Eventually, India has changed its tune to nonproliferation which in content means nothing more than joining the US counterproliferation bandwagon in exchange for legitimizing its own nuclear status and ensuring unhindered testing option. Ever since the prolonged Jaswant Singh-Talbot meetings, India has been using its nonproliferation records as diplomatic credit card. Prime Minister Manmohan Singh, Foreign Minister Pranab Mukherjee and all prominent negotiators have been vouching publicly for India’s ‘impeccable’ nonproliferation commitments. At the inauguration of the recent International Conference “Towards a World Free of Nuclear Weapons” in New Delhi on the 20th anniversary of the Rajiv Gandhi Action Plan for Disarmament, Manmohan Singh had little to say anything concrete on disarmament other than his new-found wisdom about the risk of nuclear weapons falling into terrorist hands.[2] Obviously the United States would be more than willing to support India in this pursuit of extending ‘war on terror’ in the nuclear domain, something that would provide it with fluid targets that it desperately needs. So, the US has not only commended India’s ‘responsible’ nuclear weapons, but has also tried to sell this deal to American people and the international community as a move strengthening the nonproliferation regime.

Resisting the disaster

However, this farce has not lost on the hundreds of peace activists and experts, of around 150 NGOs from 24 countries, who have argued in their August 15 letter to the foreign ministers of the NSG countries that the current waiver to India means an undermining of nonproliferation principles. According to the letter, “It creates a dangerous distinction between ‘good’ proliferators and ‘bad’ proliferators and sends out misleading signals to the international community with regard to NPT norms”. The nonproliferation concerns have been also voiced by Ambassador Jayantha Dhanapala and Daryl G. Kimball in their commentary - “the Indian nuclear deal would be a nonproliferation disaster, especially now. The NPT is in jeopardy and diplomatic efforts to address the nuclear programs of North Korea and Iran are at a delicate stage. For those world leaders who are serious about ending the arms race, holding all states to their international commitments, and strengthening the NPT, it is time to stand up and be counted.”[3]

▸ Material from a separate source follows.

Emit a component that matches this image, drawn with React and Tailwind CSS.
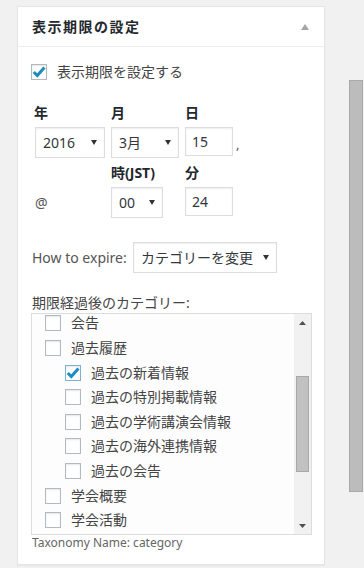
import React from "react";

const Check = () => (
  <svg width="16" height="16" viewBox="0 0 16 16" className="block overflow-visible">
    <path d="M2.8 8 L6.3 11.6 L13.4 3.6" fill="none" stroke="#1e8cbe" strokeWidth="3" strokeLinecap="butt" strokeLinejoin="miter" />
  </svg>
);

const Box = ({ checked, focus }) => (
  <div
    className={
      "w-[16px] h-[16px] shrink-0 bg-white border shadow-[inset_0_1px_2px_rgba(0,0,0,0.1)] flex items-center justify-center " +
      (focus ? "border-[#7fb1d8]" : "border-[#b4b9be]")
    }
  >
    {checked ? <Check /> : null}
  </div>
);

const Arrow = () => (
  <svg width="6" height="5" viewBox="0 0 6 5" className="block shrink-0">
    <polygon points="0,0 6,0 3,5" fill="#333" />
  </svg>
);

const Select = ({ w, children }) => (
  <div
    className={
      "h-[31px] border border-[#ddd] bg-white shadow-[inset_0_1px_2px_rgba(0,0,0,0.07)] flex items-center justify-between pl-[7px] pr-[7px] text-[14px] text-[#32373c] " +
      w
    }
  >
    <span className="whitespace-nowrap">{children}</span>
    <Arrow />
  </div>
);

const Input = ({ children }) => (
  <div className="w-[48px] h-[29px] border border-[#ddd] bg-white shadow-[inset_0_1px_2px_rgba(0,0,0,0.07)] flex items-center pl-[6px] text-[14px] text-[#32373c]">
    {children}
  </div>
);

const rows = [
  { label: "会告", level: 0 },
  { label: "過去履歴", level: 0 },
  { label: "過去の新着情報", level: 1, checked: true },
  { label: "過去の特別掲載情報", level: 1 },
  { label: "過去の学術講演会情報", level: 1 },
  { label: "過去の海外連携情報", level: 1 },
  { label: "過去の会告", level: 1 },
  { label: "学会概要", level: 0 },
  { label: "学会活動", level: 0 },
];

export default function App() {
  return (
    <div className="min-h-[568px] bg-[#f1f1f1] flex items-start pl-[17px] pt-[6px] font-['Noto_Sans','Noto_Sans_CJK_JP',sans-serif] text-[#444]">
      <div className="w-[308px] h-[559px] bg-white border border-[#e5e5e5] flex flex-col shadow-[0_1px_1px_rgba(0,0,0,0.04)]">
        <div className="h-[40px] border-b border-[#eee] flex items-center justify-between pl-[14px] pr-[15px]">
          <span className="text-[14px] font-bold text-[#23282d] tracking-[1.5px] leading-none">表示期限の設定</span>
          <svg width="8" height="6" viewBox="0 0 8 6" className="block mt-[1px]">
            <polygon points="4,0 8,6 0,6" fill="#a0a5aa" />
          </svg>
        </div>

        <div className="flex flex-col pl-[13px] pr-[12px]">
          <div className="mt-[17px] h-[16px] flex items-center">
            <Box checked />
            <span className="ml-[10px] text-[14px] leading-none">表示期限を設定する</span>
          </div>

          <div className="mt-[22px] h-[20px] flex items-center pl-[3px] text-[14px] font-bold text-[#23282d]">
            <span className="w-[77px]">年</span>
            <span className="w-[74px]">月</span>
            <span>日</span>
          </div>

          <div className="mt-[5px] flex items-start pl-[4px]">
            <div className="w-[76px]">
              <Select w="w-[70px]">2016</Select>
            </div>
            <div className="w-[74px]">
              <Select w="w-[68px]">3月</Select>
            </div>
            <Input>15</Input>
            <span className="h-[29px] flex items-center ml-[3px] pt-[6px] text-[13px] text-[#555]">,</span>
          </div>

          <div className="mt-[4px] h-[20px] flex items-center pl-[80px] text-[14px] font-bold text-[#23282d]">
            <span className="w-[74px]">時(JST)</span>
            <span>分</span>
          </div>

          <div className="mt-[5px] flex items-start pl-[4px]">
            <div className="w-[76px] h-[31px] flex items-center text-[14px] text-[#555]">@</div>
            <div className="w-[74px]">
              <Select w="w-[52px]">00</Select>
            </div>
            <Input>24</Input>
          </div>

          <div className="mt-[24px] flex items-center">
            <span className="w-[102px] pl-[1px] text-[14px] whitespace-nowrap text-[#555]">How to expire:</span>
            <Select w="w-[144px]">カテゴリーを変更</Select>
          </div>

          <div className="mt-[19px] h-[20px] flex items-center pl-[1px] text-[14px]">期限経過後のカテゴリー:</div>

          <div className="mt-[1px] w-[281px] h-[222px] border border-[#ddd] bg-[#fdfdfd] flex overflow-hidden">
            <div className="flex-1 overflow-hidden">
              <div className="mt-[-3px]">
                {rows.map((r, i) => (
                  <div
                    key={i}
                    className={"h-[24.625px] flex items-center " + (r.level ? "pl-[33px]" : "pl-[13px]")}
                  >
                    <Box checked={r.checked} focus={r.checked} />
                    <span className="ml-[10px] text-[14px] leading-none whitespace-nowrap">{r.label}</span>
                  </div>
                ))}
              </div>
            </div>
            <div className="w-[17px] bg-[#f1f1f1] flex flex-col items-center">
              <div className="h-[17px] flex items-center justify-center">
                <svg width="7" height="4" viewBox="0 0 7 4" className="block">
                  <polygon points="3.5,0 7,4 0,4" fill="#505050" />
                </svg>
              </div>
              <div className="mt-[45px] w-[13px] h-[96px] bg-[#c1c1c1] border border-[#a8a8a8]" />
              <div className="flex-1" />
              <div className="h-[17px] flex items-center justify-center">
                <svg width="7" height="4" viewBox="0 0 7 4" className="block">
                  <polygon points="0,0 7,0 3.5,4" fill="#505050" />
                </svg>
              </div>
            </div>
          </div>

          <div className="h-[16px] flex items-center pl-[1px] text-[12px] text-[#666] whitespace-nowrap">Taxonomy Name: category</div>
        </div>
      </div>

      <div className="ml-[24px] mt-[74px] w-[14px] h-[412px] bg-[#bcbcbc] border border-[#a9a9a9]" />
    </div>
  );
}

Unfortunately, this craving for an unfettered option enjoys a total consensus in domestic politics and debates. The left political parties in parliament have always overlooked this aspect of the deal and have failed in their claim to raise a mass movement against the deal after their fiasco in the trust vote. Rather, India’s right to test is believed to be its hallmark of its principled position in a world of nuclear apartheid, and one expects that if the NSG manages somehow to put some no-test clause in its clearance, the left would only join crying hoarse with others over the lost nuclear sovereignty rather than taking any principled position. Even in the media, there is a clear unanimity about this. In the most liberal media house The Hindu, its star columnist Siddharth Varadrajan cites his opposition to the 1998 Pokhran tests to claim his credibility only to argue that India will not do further tests as it no longer needs them strategically.[4] Then why to shy away from a formal pledge? The myopic strategic concerns have led the entire flock of global security experts to have us believe that nuclear bombs will not be used ever again.

But it will be foolhardy to take it as a mere naiveté or a false hope; it is patently complacent, pushing us towards a dangerous future!

[1] “No more flexibility left in India’s position” The Hindu August 15, 2008. http://www.hindu.com/2008/08/15/stories/2008081559201200.htm

[2]”N-terrorist a realistic threat, says PM” http://economictimes.indiatimes.com/News/PoliticsNation/N-terrorist_a_realistic_threat_says_PM/articleshow/3115430.cms

[3] “A Nonproliferation Disaster” http://www.armscontrol.org/pressroom/2008/20080710_Nonproliferation_Disaster

[4] See Varadrajan’s detailed comment on Jeffry Lewis’ Post “India NSG Exemption in Danger?” http://www.armscontrolwonk.com/1997/india-nsg-exemption-in-danger

2 Responses to “‘Testing’ Time for a ‘Civil’ Nuclear Deal: Reflections ahead of the NSG meet”

  1. Sourav Says:
    August 28th, 2008 at 7:45 am

    This article sounds quite anti-Indian and anti-patriotic. Sitting in the secure comfort zones of Indian democracy one can write such an article. Truly democracy is amazing. There will be always bunch of NGOs who will always shout against any step the government takes. I don’t see anything wrong to keep the option of Nuclear testing open since India is a fledgling Nuclear state and it might need to conduct some research/testing. It needs to keep its nuclear arsenal to a minimal deterrent level to neutralize the Chinese threat. I guess this sort of articles miss the broader picture of national security. Surely this will help the propaganda of organizations and foreign nations which does not want India to grow as a Nation.

    Thanks,
    -Sourav

  2. R.Sajan Says:
    September 9th, 2008 at 5:22 am

    We cannot theorise except in the cool comfort provided by our Air Conditioners. And the AC runs on electric power. The list of amenities essential for intellectualising is endless.

    Why do we still depend on petro for locomotion, and on nuclear for power? The companies that make money out of it all are that powerful; that’s why.

    We might turn back to nature only when natural resources like wind and the Sun can also be ’sold’ solely by corporates.